I take about a minute to chop half an onion. I can usually get through the first half without any problem at all, but by the time I get to the second half my eyes start to hurt and I’ll have to step away. So it would seem that the second half of the onion had already sat there too long; when I sliced into it, the sulfur compounds were sitting there waiting to leech out and attack my eyes. Right?
Wrong.
The sulfur compounds that attacked my eyes were not coming from the second half of the onion, they were coming from the first half… which is now fully chopped, still sitting on the same cutting board, and right at the point in time where the sulfur compounds really start to come at you. We as humans have a tendency to think that the problem is what we’re focusing on at the moment (in this case, the second half of the onion which I was currently chopping), but oftentimes the problem is really something else (the first half that I’d already finished chopping).

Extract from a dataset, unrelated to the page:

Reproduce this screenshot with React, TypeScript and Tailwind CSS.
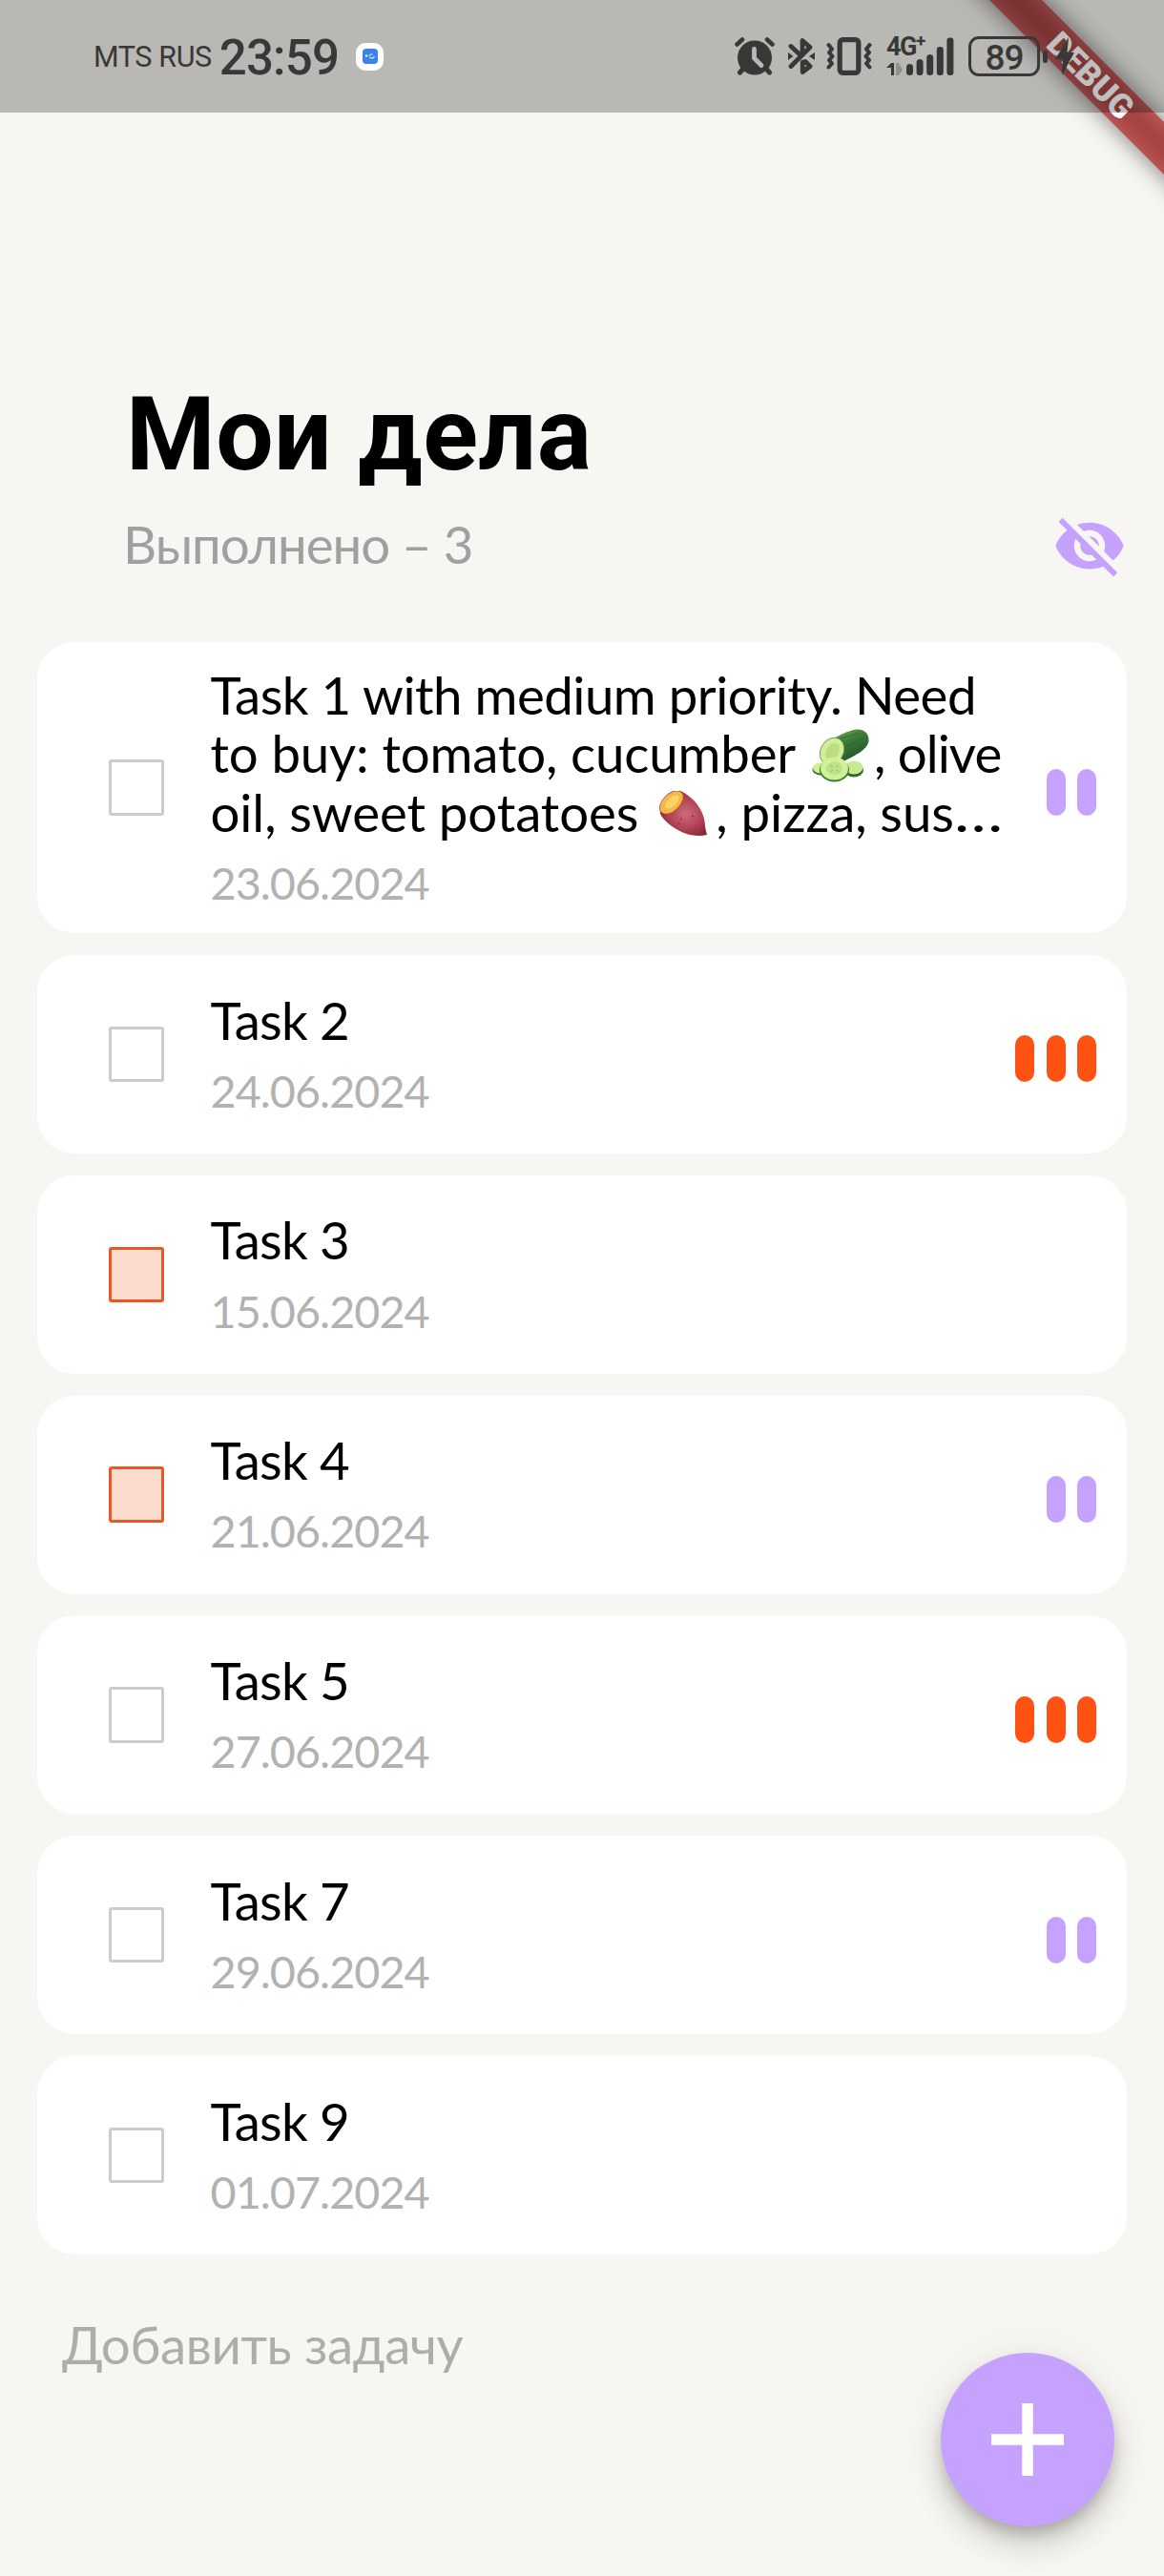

Realizing this was an epiphany. It instantly became obvious how to chop an onion and not tear up:
When you’re done chopping the first half of the onion, move the chopped onions to another part of the kitchen, away from your eyes. Then chop the second half of the onion.
If you follow this advice, and you can chop each half of the onion in about a minute, you should be able to finish both halves without tearing up.
Footnotes
[1] Which is easy, actually: you just will yourself to stop hiccupping. Works 99% of the time.
[2] Actually, onions don’t make me cry at all; they just make my eyes hurt like hell. For whatever reason my body has no lachrymal response to my eyes being chemically burned by sulfur compounds, so I have to either induce tears, throw water in my eyes, or just deal with it. But for the purposes of this blog post, we’ll just call it crying.